Here's an old dude from my tribe, sorta.
https://upload.wikimedia.org/wikipe...e/Lester_Skeesuk.jpg/150px-Lester_Skeesuk.jpg
The Cherokee, when they were more northern, wore cloaks made of owl feathers and had headdresses that looked like round tubes of feathers. Women sometimes wore their breasts bare.
Pocahontas came from the Pamunkey tribe. I only know that because I looked it up. The images I found for that are convoluted.

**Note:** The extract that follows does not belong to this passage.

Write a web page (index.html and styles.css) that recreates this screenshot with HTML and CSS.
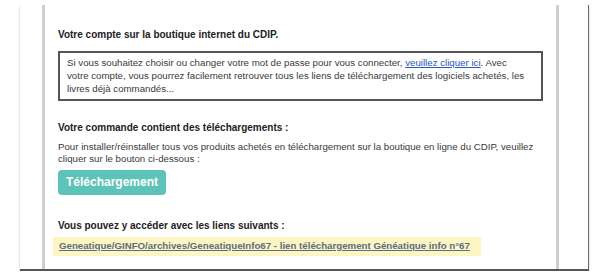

Someone who wanted to get away from the Wild West and be accurate would need to find tribal names and look up each tribe. We didn't exactly have a tartan system like Scotland to tell clans apart, but we did tend to identify according to what clothes we wore. This is why Blackfeet, Flatheads, Objibwe, etc etc. You would also have to be careful. In the old days, when my father was young, it was the thing to get dressed like the wild west and parade around because that's what tourists expected and you were trying to make a living. Also, the distrust was higher so a lot of Indian Bullsh*t was seen thrown around. Fortunately there are some brave men who took photographs on tribal lands and were true to them, and those photos are public domain. When it comes to pulling images off the powwow circuit, if someone is wearing say a Jingle dress you'll want to find the dress's history. The jingle dress is nationwide and there is some argument on where it started but most people will tell you it's a Lakota thing. The Cherokee Tear dress is referring to the trail of Tears. Etc.
I could probably take the Aiko Sunshine dynamic set and turn that into regalia for a Creek woman; they dressed like that. But with quillwork and beads of course. =^-^=
Didn't mean to lecture. I shut up now.